## ROWS
=-=-=

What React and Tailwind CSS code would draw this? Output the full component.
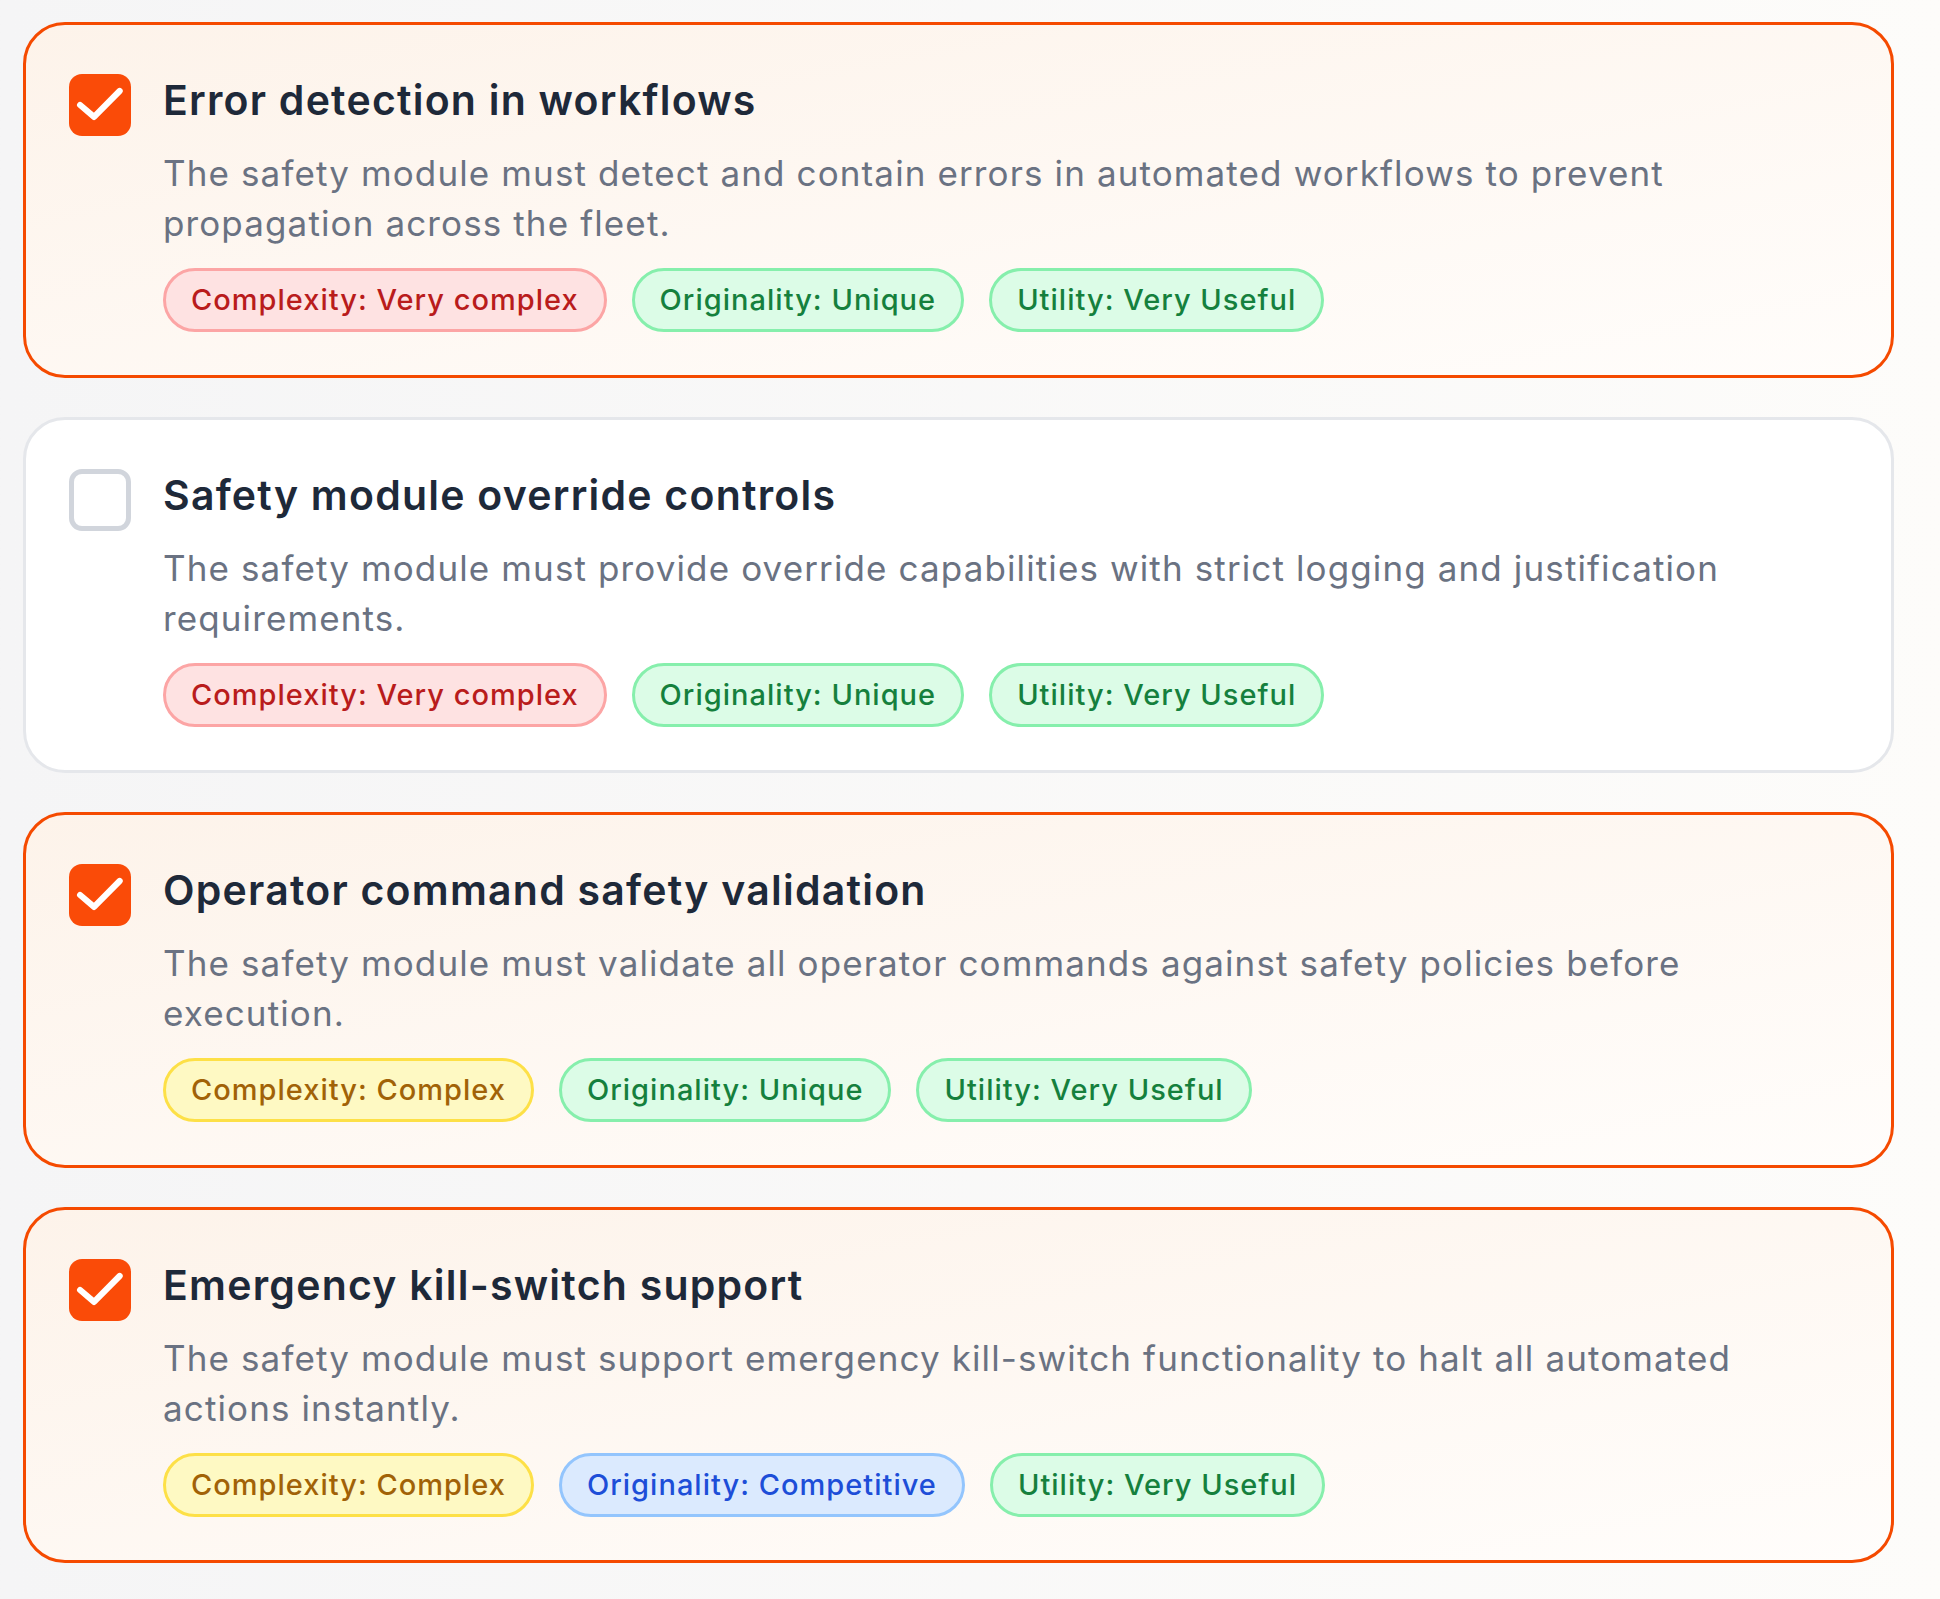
import React from "react";

const TONES = {
  red: "bg-[#fee2e2] border-[#fca5a5] text-[#b91c1c]",
  green: "bg-[#dcfce7] border-[#86efac] text-[#15803d]",
  yellow: "bg-[#fef9c3] border-[#fde047] text-[#a16207]",
  blue: "bg-[#dbeafe] border-[#93c5fd] text-[#1d4ed8]",
};

const ITEMS = [
  {
    title: "Error detection in workflows",
    desc: "The safety module must detect and contain errors in automated workflows to prevent propagation across the fleet.",
    checked: true,
    tags: [["red", "Complexity: Very complex"], ["green", "Originality: Unique"], ["green", "Utility: Very Useful"]],
  },
  {
    title: "Safety module override controls",
    desc: "The safety module must provide override capabilities with strict logging and justification requirements.",
    checked: false,
    tags: [["red", "Complexity: Very complex"], ["green", "Originality: Unique"], ["green", "Utility: Very Useful"]],
  },
  {
    title: "Operator command safety validation",
    desc: "The safety module must validate all operator commands against safety policies before execution.",
    checked: true,
    tags: [["yellow", "Complexity: Complex"], ["green", "Originality: Unique"], ["green", "Utility: Very Useful"]],
  },
  {
    title: "Emergency kill-switch support",
    desc: "The safety module must support emergency kill-switch functionality to halt all automated actions instantly.",
    checked: true,
    tags: [["yellow", "Complexity: Complex"], ["blue", "Originality: Competitive"], ["green", "Utility: Very Useful"]],
  },
];

function Checkbox({ checked }) {
  if (!checked) {
    return <div className="w-[62px] h-[62px] shrink-0 mt-[3px] rounded-[13px] border-[5px] border-[#d1d5dc] bg-white" />;
  }
  return (
    <div className="w-[62px] h-[62px] shrink-0 mt-[3px] rounded-[13px] bg-[#fa4b08] flex items-center justify-center">
      <svg viewBox="0 0 24 24" className="w-[62px] h-[62px]" fill="none" stroke="white" strokeWidth="2.4" strokeLinecap="round" strokeLinejoin="round">
        <path d="M19.6 6.6 9.7 16.6 4.3 12" />
      </svg>
    </div>
  );
}

function Card({ item }) {
  return (
    <div
      className={`flex gap-[32px] rounded-[42px] border-[3px] px-[43px] pt-[46px] pb-[43px] ${
        item.checked ? "border-[#f54a00] bg-linear-to-br from-[#fdf3ea] to-[#fffdfb]" : "border-[#e5e7eb] bg-white"
      }`}
    >
      <Checkbox checked={item.checked} />
      <div className="flex-1 min-w-0">
        <div className="text-[41px] leading-[58px] font-semibold tracking-[0.03em] text-[#1e2939]">{item.title}</div>
        <p className="mt-[19px] max-w-[1620px] text-[35px] leading-[50px] tracking-[0.032em] text-[#6a7282]">{item.desc}</p>
        <div className="mt-[20px] flex gap-[25px]">
          {item.tags.map(([tone, label]) => (
            <span key={label} className={`h-[64px] flex items-center rounded-full border-[3px] px-[25px] text-[29px] font-medium tracking-[0.035em] ${TONES[tone]}`}>
              {label}
            </span>
          ))}
        </div>
      </div>
    </div>
  );
}

export default function App() {
  return (
    <div className="min-h-screen bg-linear-to-r from-[#f5f5f6] to-[#fdfcfa] pl-[23px] pr-[46px] pt-[22px] pb-[35px] flex flex-col gap-[39px] font-[Inter,'Noto_Sans',sans-serif]">
      {ITEMS.map((it) => (
        <Card key={it.title} item={it} />
      ))}
    </div>
  );
}
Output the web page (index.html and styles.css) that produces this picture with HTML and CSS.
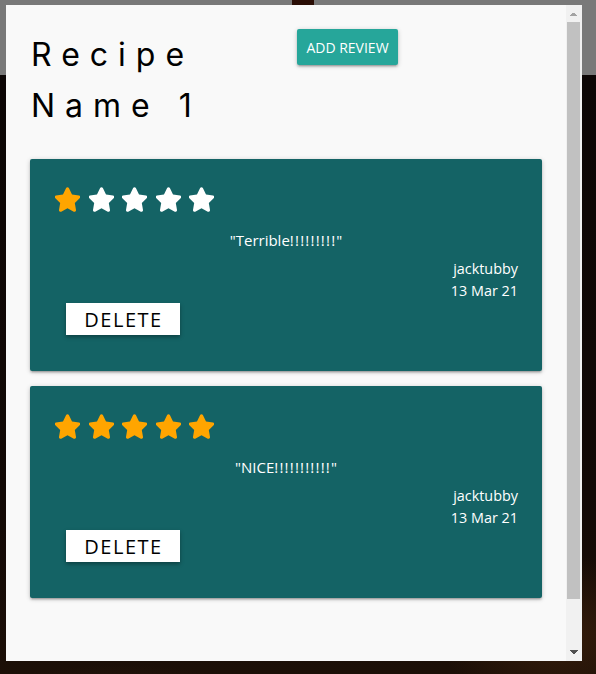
FILE: index.html
```html
<!DOCTYPE html>
<html lang="en">
<head>
<meta charset="utf-8">
<title>Recipe Name 1 - Reviews</title>
<link rel="stylesheet" href="styles.css">
</head>
<body>
<div class="page">
  <header class="nav"><span class="nav-logo"></span></header>
  <div class="hero"></div>
</div>

<div class="modal">
  <div class="modal-body">
    <div class="modal-content">
      <div class="modal-head">
        <h4 class="recipe-title">Recipe Name 1</h4>
        <div class="head-action">
          <button class="btn-add">ADD REVIEW</button>
        </div>
      </div>

      <div class="review-card">
        <div class="stars">
          <svg class="star on" viewBox="28 0 520 512"><path d="M259.3 17.8L194 150.2 47.9 171.5c-26.2 3.8-36.7 36.1-17.7 54.6l105.7 103-25 145.5c-4.5 26.3 23.2 46 46.4 33.7L288 439.6l130.7 68.7c23.2 12.2 50.9-7.4 46.4-33.7l-25-145.5 105.7-103c19-18.5 8.5-50.8-17.7-54.6L382 150.2 316.7 17.8c-11.7-23.6-45.6-23.9-57.4 0z"/></svg>
          <svg class="star" viewBox="28 0 520 512"><path d="M259.3 17.8L194 150.2 47.9 171.5c-26.2 3.8-36.7 36.1-17.7 54.6l105.7 103-25 145.5c-4.5 26.3 23.2 46 46.4 33.7L288 439.6l130.7 68.7c23.2 12.2 50.9-7.4 46.4-33.7l-25-145.5 105.7-103c19-18.5 8.5-50.8-17.7-54.6L382 150.2 316.7 17.8c-11.7-23.6-45.6-23.9-57.4 0z"/></svg>
          <svg class="star" viewBox="28 0 520 512"><path d="M259.3 17.8L194 150.2 47.9 171.5c-26.2 3.8-36.7 36.1-17.7 54.6l105.7 103-25 145.5c-4.5 26.3 23.2 46 46.4 33.7L288 439.6l130.7 68.7c23.2 12.2 50.9-7.4 46.4-33.7l-25-145.5 105.7-103c19-18.5 8.5-50.8-17.7-54.6L382 150.2 316.7 17.8c-11.7-23.6-45.6-23.9-57.4 0z"/></svg>
          <svg class="star" viewBox="28 0 520 512"><path d="M259.3 17.8L194 150.2 47.9 171.5c-26.2 3.8-36.7 36.1-17.7 54.6l105.7 103-25 145.5c-4.5 26.3 23.2 46 46.4 33.7L288 439.6l130.7 68.7c23.2 12.2 50.9-7.4 46.4-33.7l-25-145.5 105.7-103c19-18.5 8.5-50.8-17.7-54.6L382 150.2 316.7 17.8c-11.7-23.6-45.6-23.9-57.4 0z"/></svg>
          <svg class="star" viewBox="28 0 520 512"><path d="M259.3 17.8L194 150.2 47.9 171.5c-26.2 3.8-36.7 36.1-17.7 54.6l105.7 103-25 145.5c-4.5 26.3 23.2 46 46.4 33.7L288 439.6l130.7 68.7c23.2 12.2 50.9-7.4 46.4-33.7l-25-145.5 105.7-103c19-18.5 8.5-50.8-17.7-54.6L382 150.2 316.7 17.8c-11.7-23.6-45.6-23.9-57.4 0z"/></svg>
        </div>
        <p class="review-text">"Terrible<span class="bang">!!!!!!!!!</span>"</p>
        <div class="review-meta">
          <div>jacktubby</div>
          <div>13 Mar 21</div>
        </div>
        <button class="btn-delete">DELETE</button>
      </div>

      <div class="review-card">
        <div class="stars">
          <svg class="star on" viewBox="28 0 520 512"><path d="M259.3 17.8L194 150.2 47.9 171.5c-26.2 3.8-36.7 36.1-17.7 54.6l105.7 103-25 145.5c-4.5 26.3 23.2 46 46.4 33.7L288 439.6l130.7 68.7c23.2 12.2 50.9-7.4 46.4-33.7l-25-145.5 105.7-103c19-18.5 8.5-50.8-17.7-54.6L382 150.2 316.7 17.8c-11.7-23.6-45.6-23.9-57.4 0z"/></svg>
          <svg class="star on" viewBox="28 0 520 512"><path d="M259.3 17.8L194 150.2 47.9 171.5c-26.2 3.8-36.7 36.1-17.7 54.6l105.7 103-25 145.5c-4.5 26.3 23.2 46 46.4 33.7L288 439.6l130.7 68.7c23.2 12.2 50.9-7.4 46.4-33.7l-25-145.5 105.7-103c19-18.5 8.5-50.8-17.7-54.6L382 150.2 316.7 17.8c-11.7-23.6-45.6-23.9-57.4 0z"/></svg>
          <svg class="star on" viewBox="28 0 520 512"><path d="M259.3 17.8L194 150.2 47.9 171.5c-26.2 3.8-36.7 36.1-17.7 54.6l105.7 103-25 145.5c-4.5 26.3 23.2 46 46.4 33.7L288 439.6l130.7 68.7c23.2 12.2 50.9-7.4 46.4-33.7l-25-145.5 105.7-103c19-18.5 8.5-50.8-17.7-54.6L382 150.2 316.7 17.8c-11.7-23.6-45.6-23.9-57.4 0z"/></svg>
          <svg class="star on" viewBox="28 0 520 512"><path d="M259.3 17.8L194 150.2 47.9 171.5c-26.2 3.8-36.7 36.1-17.7 54.6l105.7 103-25 145.5c-4.5 26.3 23.2 46 46.4 33.7L288 439.6l130.7 68.7c23.2 12.2 50.9-7.4 46.4-33.7l-25-145.5 105.7-103c19-18.5 8.5-50.8-17.7-54.6L382 150.2 316.7 17.8c-11.7-23.6-45.6-23.9-57.4 0z"/></svg>
          <svg class="star on" viewBox="28 0 520 512"><path d="M259.3 17.8L194 150.2 47.9 171.5c-26.2 3.8-36.7 36.1-17.7 54.6l105.7 103-25 145.5c-4.5 26.3 23.2 46 46.4 33.7L288 439.6l130.7 68.7c23.2 12.2 50.9-7.4 46.4-33.7l-25-145.5 105.7-103c19-18.5 8.5-50.8-17.7-54.6L382 150.2 316.7 17.8c-11.7-23.6-45.6-23.9-57.4 0z"/></svg>
        </div>
        <p class="review-text">"NICE<span class="bang">!!!!!!!!!!!</span>"</p>
        <div class="review-meta">
          <div>jacktubby</div>
          <div>13 Mar 21</div>
        </div>
        <button class="btn-delete">DELETE</button>
      </div>
    </div>
  </div>
  <div class="scrollbar" aria-hidden="true">
    <span class="sb-btn sb-up"></span>
    <div class="sb-track"><span class="sb-thumb"></span></div>
    <span class="sb-btn sb-down"></span>
  </div>
</div>
</body>
</html>
```

FILE: styles.css
```css
html, body {
  margin: 0;
  padding: 0;
  height: 100%;
}

body {
  font-family: "Open Sans", "Noto Sans", "Liberation Sans", sans-serif;
  background: #0b0806;
  overflow: hidden;
}

.page {
  display: flex;
  flex-direction: column;
  height: 100%;
}

.nav {
  height: 75px;
  background: #797979;
  display: flex;
  justify-content: center;
}

.nav-logo {
  display: block;
  width: 22px;
  height: 5px;
  margin-left: 10px;
  background: #2a0d05;
}

.hero {
  flex: 1;
  background:
    radial-gradient(ellipse 180px 60px at 120px 650px, rgba(60, 40, 25, 0.7), transparent),
    radial-gradient(ellipse 220px 70px at 320px 670px, rgba(70, 28, 6, 0.85), transparent),
    radial-gradient(ellipse 120px 80px at 560px 560px, rgba(60, 32, 12, 0.8), transparent),
    linear-gradient(#0c0605, #120906 70%, #1c0f07);
}

.modal {
  position: fixed;
  top: 5px;
  left: 6px;
  width: 576px;
  height: 656px;
  background: #f9f9f9;
  display: flex;
}

.modal-body {
  flex: 1;
  min-width: 0;
  overflow: hidden;
}

.scrollbar {
  width: 16px;
  flex: none;
  background: #f1f1f1;
  display: flex;
  flex-direction: column;
}

.sb-btn {
  display: block;
  height: 16px;
  flex: none;
  background-repeat: no-repeat;
  background-size: 8px 4px;
}

.sb-up {
  background-image: conic-gradient(from 135deg at 50% 0, #a3a3a3 0 90deg, transparent 90deg);
  background-position: 4px 7px;
}

.sb-down {
  background-image: conic-gradient(from -45deg at 50% 100%, #505050 0 90deg, transparent 90deg);
  background-position: 4px 5px;
}

.sb-track {
  flex: 1;
  padding-top: 1px;
}

.sb-thumb {
  display: block;
  height: 577px;
  margin: 0 2px 0 1px;
  background: #c1c1c1;
}

.modal-content {
  padding: 24px;
}

.modal-head {
  display: grid;
  grid-template-columns: 1fr 1fr;
  margin-bottom: 28px;
}

.recipe-title {
  margin: 0;
  padding-left: 1px;
  font-family: "Inter", "Liberation Sans", sans-serif;
  font-weight: 400;
  font-size: 32px;
  line-height: 51px;
  letter-spacing: 10px;
  color: #000;
}

.head-action {
  padding-left: 11px;
}

.btn-add {
  height: 36px;
  width: 101px;
  padding: 0;
  border: 0;
  border-radius: 2px;
  background: #26a69a;
  color: #fff;
  font-family: "Open Sans", "Noto Sans", sans-serif;
  font-size: 14px;
  box-shadow: 0 2px 2px 0 rgba(0,0,0,.14), 0 3px 1px -2px rgba(0,0,0,.12), 0 1px 5px 0 rgba(0,0,0,.2);
}

.review-card {
  background: #146365;
  border-radius: 2px;
  padding: 24px 24px 36px;
  margin-bottom: 15px;
  color: #fff;
  box-shadow: 0 2px 2px 0 rgba(0,0,0,.14), 0 3px 1px -2px rgba(0,0,0,.12), 0 1px 5px 0 rgba(0,0,0,.2);
}

.stars {
  display: flex;
  gap: 8.5px;
  margin: 4px 0 0 1px;
  height: 25px;
}

.star {
  width: 25px;
  height: 25px;
  fill: #ffffff;
}

.star.on {
  fill: #ffa500;
}

.review-text {
  margin: 17px 0 0;
  text-align: center;
  font-size: 15px;
  line-height: 22px;
}

.bang {
  letter-spacing: 1.2px;
}

.review-meta {
  margin-top: 7px;
  text-align: right;
  font-size: 14.4px;
  line-height: 22px;
}

.btn-delete {
  display: block;
  margin: 1px 0 0 12px;
  width: 114px;
  height: 32px;
  padding: 0 0 0 1px;
  border: 0;
  background: #fff;
  color: #000;
  font-family: "Open Sans", "Noto Sans", sans-serif;
  font-size: 20px;
  letter-spacing: 1.5px;
  box-shadow: 0 2px 4px rgba(0,0,0,.35);
}
```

=-=-=

## WHAT TO PRODUCE
Extract every line containing the string "React" from the data above.

## ANSWER TO THE EXERCISE
What React and Tailwind CSS code would draw this? Output the full component.
import React from "react";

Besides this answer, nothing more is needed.